The U.S. flag is back on the pole in Caracas. The question is whether the power behind it is back in the building, too.
What You Should Know
The U.S. flag was raised at the U.S. Embassy in Venezuela on March 14th, 2026, for the first time since 2019. The embassy building is being renovated, and officials have not said when full operations will resume.
The moment, reported by The Associated Press and published by PBS News, lands after a dramatic reset in U.S.-Venezuela relations following the January capture of then-President Nicolas Maduro by American troops and Washington’s public courting of his successor, acting President Delcy Rodriguez.
A Flagpole Moment, a Locked Front Door
On paper, raising a flag is simple. In practice, it is a diplomatic signal that can be read as recognition, leverage, or both.
Even as the flag went up, the embassy itself did not snap back to life. PBS reported that the building is undergoing renovations, and it remains unclear when it will fully reopen, leaving a gap between the symbolism and the day-to-day reality of diplomacy.
The embassy team put its own timestamp on the optics, saying the flag was raised “exactly seven years after it was taken down.” That line is tidy. The situation around it is not, because a raised flag does not automatically mean restored services, expanded staffing, or a stable political runway in Caracas.
For Venezuelans watching from the street, the gesture read as a possible reopening of doors that have been closed for years. One Caracas resident, Luz Veronica Lopez, told AP, “It’s a good thing, really, what a joy,” adding that other countries should come back for “progress.”
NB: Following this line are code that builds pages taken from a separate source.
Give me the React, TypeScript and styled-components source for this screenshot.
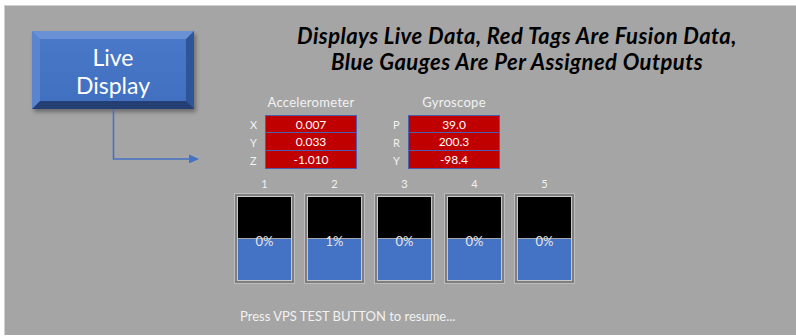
import styled, { createGlobalStyle } from "styled-components";

const GlobalStyle = createGlobalStyle`
  html, body {
    margin: 0;
    padding: 0;
    background: #ffffff;
    font-family: Lato, "Open Sans", sans-serif;
  }
`;

const Canvas = styled.div`
  display: flex;
  flex-direction: row;
  margin: 5px 0 0 4px;
  height: 330px;
  background: #a5a5a5;
  border-top: 1px solid #cfcfcf;
  border-left: 1px solid #cfcfcf;
  box-sizing: border-box;
  overflow: hidden;
`;

const LeftColumn = styled.div`
  display: flex;
  flex-direction: column;
  width: 195px;
  flex-shrink: 0;
  padding: 25px 0 0 27px;
  box-sizing: border-box;
`;

const LiveButton = styled.div`
  width: 162px;
  height: 78px;
  box-sizing: border-box;
  border-style: solid;
  border-width: 8px;
  border-top-color: #6a90d6;
  border-left-color: #5b84cf;
  border-right-color: #2f5597;
  border-bottom-color: #243f74;
  background: linear-gradient(#4a78c9, #4270c0);
  box-shadow: 2px 3px 4px rgba(0, 0, 0, 0.35);
  display: flex;
  align-items: center;
  justify-content: center;
  text-align: center;
  color: #ffffff;
  font-size: 23px;
  line-height: 28px;
  padding-top: 2px;
`;

const Arrow = styled.svg`
  display: block;
  margin-left: 80px;
`;

const RightColumn = styled.div`
  display: flex;
  flex-direction: column;
  padding: 17px 0 0 34px;
`;

const Title = styled.div`
  width: 566px;
  text-align: center;
  font-size: 22px;
  letter-spacing: 0.45px;
  line-height: 26px;
  font-weight: bold;
  font-style: italic;
  color: #000000;
`;

const SensorRow = styled.div`
  display: flex;
  flex-direction: row;
  gap: 36px;
  margin: 19px 0 0 16px;
`;

const SensorBlock = styled.div`
  display: flex;
  flex-direction: column;
`;

const SensorLabel = styled.div`
  padding-left: 15px;
  width: 107px;
  box-sizing: border-box;
  text-align: center;
  font-size: 13px;
  letter-spacing: 0.3px;
  line-height: 16px;
  color: #f2f2f2;
  margin-bottom: 5px;
`;

const DataRow = styled.div`
  display: flex;
  flex-direction: row;
  align-items: center;
`;

const AxisLetter = styled.div`
  width: 15px;
  font-size: 11px;
  color: #f2f2f2;
`;

const DataCell = styled.div<{ $first: boolean }>`
  width: 92px;
  height: 18px;
  box-sizing: border-box;
  background: #c00000;
  border: 1px solid #4a5fb0;
  border-top-width: ${(p) => (p.$first ? "1px" : "0")};
  color: #ffffff;
  font-size: 12px;
  line-height: 17px;
  text-align: center;
`;

const GaugeRow = styled.div`
  display: flex;
  flex-direction: row;
  gap: 9px;
  margin-top: 8px;
`;

const GaugeColumn = styled.div`
  display: flex;
  flex-direction: column;
  align-items: center;
`;

const GaugeNumber = styled.div`
  font-size: 11px;
  line-height: 14px;
  color: #f2f2f2;
  margin-bottom: 2px;
`;

const GaugeFrame = styled.div`
  width: 61px;
  height: 91px;
  box-sizing: border-box;
  border: 1px solid #bdbdbd;
  background: #7f7f7f;
  padding: 2px;
`;

const GaugeInner = styled.div`
  display: flex;
  flex-direction: column;
  height: 100%;
  box-sizing: border-box;
  border: 1px solid #c9c9c9;
`;

const GaugeEmpty = styled.div`
  height: 41px;
  background: #000000;
`;

const GaugeFill = styled.div`
  flex: 1;
  background: #4472c4;
  border-top: 1px solid #a6a6a6;
  text-align: center;
`;

const GaugePercent = styled.div`
  margin-top: -5px;
  font-size: 13px;
  line-height: 14px;
  color: #e6e6e6;
`;

const Footer = styled.div`
  margin: 24px 0 0 6px;
  font-size: 13px;
  line-height: 16px;
  color: #f2f2f2;
`;

const accel = [
  ["X", "0.007"],
  ["Y", "0.033"],
  ["Z", "-1.010"],
];

const gyro = [
  ["P", "39.0"],
  ["R", "200.3"],
  ["Y", "-98.4"],
];

const gauges = ["0%", "1%", "0%", "0%", "0%"];

const Sensor = ({ label, rows }: { label: string; rows: string[][] }) => (
  <SensorBlock>
    <SensorLabel>{label}</SensorLabel>
    {rows.map(([axis, value], i) => (
      <DataRow key={axis + i}>
        <AxisLetter>{axis}</AxisLetter>
        <DataCell $first={i === 0}>{value}</DataCell>
      </DataRow>
    ))}
  </SensorBlock>
);

const App = () => {
  return (
    <>
      <GlobalStyle />
      <Canvas>
        <LeftColumn>
          <LiveButton>
            Live
            <br />
            Display
          </LiveButton>
          <Arrow width="88" height="54" viewBox="0 0 88 54">
            <path d="M1.5 0 V50 H78" fill="none" stroke="#4472c4" strokeWidth="1.6" />
            <polygon points="77,45.5 87,50 77,54.5" fill="#4472c4" />
          </Arrow>
        </LeftColumn>
        <RightColumn>
          <Title>
            Displays Live Data, Red Tags Are Fusion Data,
            <br />
            Blue Gauges Are Per Assigned Outputs
          </Title>
          <SensorRow>
            <Sensor label="Accelerometer" rows={accel} />
            <Sensor label="Gyroscope" rows={gyro} />
          </SensorRow>
          <GaugeRow>
            {gauges.map((g, i) => (
              <GaugeColumn key={i}>
                <GaugeNumber>{i + 1}</GaugeNumber>
                <GaugeFrame>
                  <GaugeInner>
                    <GaugeEmpty />
                    <GaugeFill>
                      <GaugePercent>{g}</GaugePercent>
                    </GaugeFill>
                  </GaugeInner>
                </GaugeFrame>
              </GaugeColumn>
            ))}
          </GaugeRow>
          <Footer>Press VPS TEST BUTTON to resume...</Footer>
        </RightColumn>
      </Canvas>
    </>
  );
};

export default App;
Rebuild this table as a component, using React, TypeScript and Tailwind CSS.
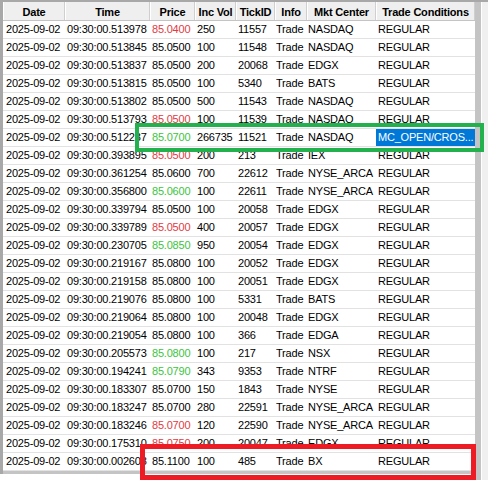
import React from "react";

type Row = {
  time: string;
  price: string;
  dir?: "up" | "down";
  vol: string;
  tick: string;
  mkt: string;
  cond?: string;
  selected?: boolean;
};

const rows: Row[] = [
  { time: "513978", price: "85.0400", dir: "down", vol: "250", tick: "11557", mkt: "NASDAQ" },
  { time: "513845", price: "85.0500", vol: "100", tick: "11548", mkt: "NASDAQ" },
  { time: "513837", price: "85.0500", vol: "200", tick: "20068", mkt: "EDGX" },
  { time: "513815", price: "85.0500", vol: "100", tick: "5340", mkt: "BATS" },
  { time: "513802", price: "85.0500", vol: "500", tick: "11543", mkt: "NASDAQ" },
  { time: "513793", price: "85.0500", dir: "down", vol: "100", tick: "11539", mkt: "NASDAQ" },
  { time: "512237", price: "85.0700", dir: "up", vol: "266735", tick: "11521", mkt: "NASDAQ", cond: "MC_OPEN/CROS...", selected: true },
  { time: "393895", price: "85.0500", dir: "down", vol: "200", tick: "213", mkt: "IEX" },
  { time: "361254", price: "85.0600", vol: "700", tick: "22612", mkt: "NYSE_ARCA" },
  { time: "356800", price: "85.0600", dir: "up", vol: "100", tick: "22611", mkt: "NYSE_ARCA" },
  { time: "339794", price: "85.0500", vol: "100", tick: "20058", mkt: "EDGX" },
  { time: "339789", price: "85.0500", dir: "down", vol: "400", tick: "20057", mkt: "EDGX" },
  { time: "230705", price: "85.0850", dir: "up", vol: "950", tick: "20054", mkt: "EDGX" },
  { time: "219167", price: "85.0800", vol: "100", tick: "20052", mkt: "EDGX" },
  { time: "219158", price: "85.0800", vol: "100", tick: "20051", mkt: "EDGX" },
  { time: "219076", price: "85.0800", vol: "100", tick: "5331", mkt: "BATS" },
  { time: "219064", price: "85.0800", vol: "100", tick: "20048", mkt: "EDGX" },
  { time: "219054", price: "85.0800", vol: "100", tick: "366", mkt: "EDGA" },
  { time: "205573", price: "85.0800", dir: "up", vol: "100", tick: "217", mkt: "NSX" },
  { time: "194241", price: "85.0790", dir: "up", vol: "343", tick: "9353", mkt: "NTRF" },
  { time: "183307", price: "85.0700", vol: "150", tick: "1843", mkt: "NYSE" },
  { time: "183247", price: "85.0700", vol: "280", tick: "22591", mkt: "NYSE_ARCA" },
  { time: "183246", price: "85.0700", dir: "down", vol: "120", tick: "22590", mkt: "NYSE_ARCA" },
  { time: "175310", price: "85.0750", dir: "down", vol: "200", tick: "20047", mkt: "EDGX" },
  { time: "002608", price: "85.1100", vol: "100", tick: "485", mkt: "BX" },
];

const headers = ["Date", "Time", "Price", "Inc Vol", "TickID", "Info", "Mkt Center", "Trade Conditions"];

const cols = "grid grid-cols-[62px_85px_45px_41px_39px_32px_69px_99px]";

function priceColor(dir?: "up" | "down") {
  if (dir === "up") return "text-[#3cc43c]";
  if (dir === "down") return "text-[#e23a3f]";
  return "text-black";
}

export default function App() {
  return (
    <div className="relative w-[488px] h-[480px] bg-white overflow-hidden font-['Liberation_Sans',Arial,sans-serif] text-[11px] tracking-[-0.2px] leading-none text-black">
      <div className="h-[2px] bg-[#a8a8a8]" />
      <div className="flex">
        <div className="w-[3px] h-[472px] bg-[#a8a8a8]" />
        <div className="w-[472px]">
          {/* header */}
          <div className={`${cols} h-[19px] bg-[#efefef] border-b border-[#c4c4c4]`}>
            {headers.map((h) => (
              <div
                key={h}
                className="flex items-center justify-center font-bold border-r border-[#cfcfcf] border-l border-l-white pt-[2px] whitespace-nowrap"
              >
                {h}
              </div>
            ))}
          </div>
          {/* rows */}
          {rows.map((r) => (
            <div key={r.time} className={`${cols} h-[18px] border-b border-[#e2e2e2] whitespace-nowrap`}>
              <div className="flex items-center pl-[3px]">2025-09-02</div>
              <div className="flex items-center pl-[2px]">09:30:00.{r.time}</div>
              <div className={`flex items-center pl-[2px] ${priceColor(r.dir)}`}>{r.price}</div>
              <div className="flex items-center pl-[2px]">{r.vol}</div>
              <div className="flex items-center pl-[2px]">{r.tick}</div>
              <div className="flex items-center pl-[1px]">Trade</div>
              <div className="flex items-center pl-[1px]">{r.mkt}</div>
              <div
                className={`flex items-center pl-[2px] overflow-hidden ${
                  r.selected ? "bg-[#0078d7] text-white" : ""
                }`}
              >
                {r.cond ?? "REGULAR"}
              </div>
            </div>
          ))}
          <div className="h-[3px] bg-[#c4c4c4]" />
        </div>
        <div className="w-[6px] h-[478px] bg-[#c4c4c4]" />
        <div className="w-[7px] h-[478px] bg-[#f0f0f0] border-l border-white" />
      </div>

      {/* annotation boxes */}
      <div className="absolute left-[135px] top-[123px] w-[349px] h-[29px] border-[4px] border-[#22b14c]" />
      <div className="absolute left-[140px] top-[444px] w-[336px] h-[36px] border-[5px] border-[#ed1c24]" />
    </div>
  );
}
Trump Blesses Caracas’ New Boss, and Critics Notice
The flag-raising also follows multiple statements from President Donald Trump supporting Rodriguez, according to PBS. For Rodriguez, the upside is obvious: the U.S. flag can look like a stamp of momentum for a government trying to keep negotiations alive.
For Trump, the flag is the kind of clean image that can be sold as strength after the messy part, a forced removal, and a jailed ex-leader. AP reported Maduro was jailed in New York along with his wife, a detail that underscores how personal the stakes have become for the ousted leadership and how much control Washington is willing to exert.
The Real Test Is What Reopens Next
There is a harder question behind the ceremony: what, exactly, gets traded for a functional diplomatic presence? AP reported that large parts of Venezuelan society and the political establishment remain critical of Trump’s actions and of growing U.S. influence in Venezuela’s oil industry, a pressure point that can turn any handshake into a fight.
For now, the flag is up, the scaffolding remains implied, and both governments can claim a step forward without committing to a clear finish line. The next tell will not be the pole. It will be the paperwork, the staffing, and the first real test of whether negotiations survive the politics on both sides.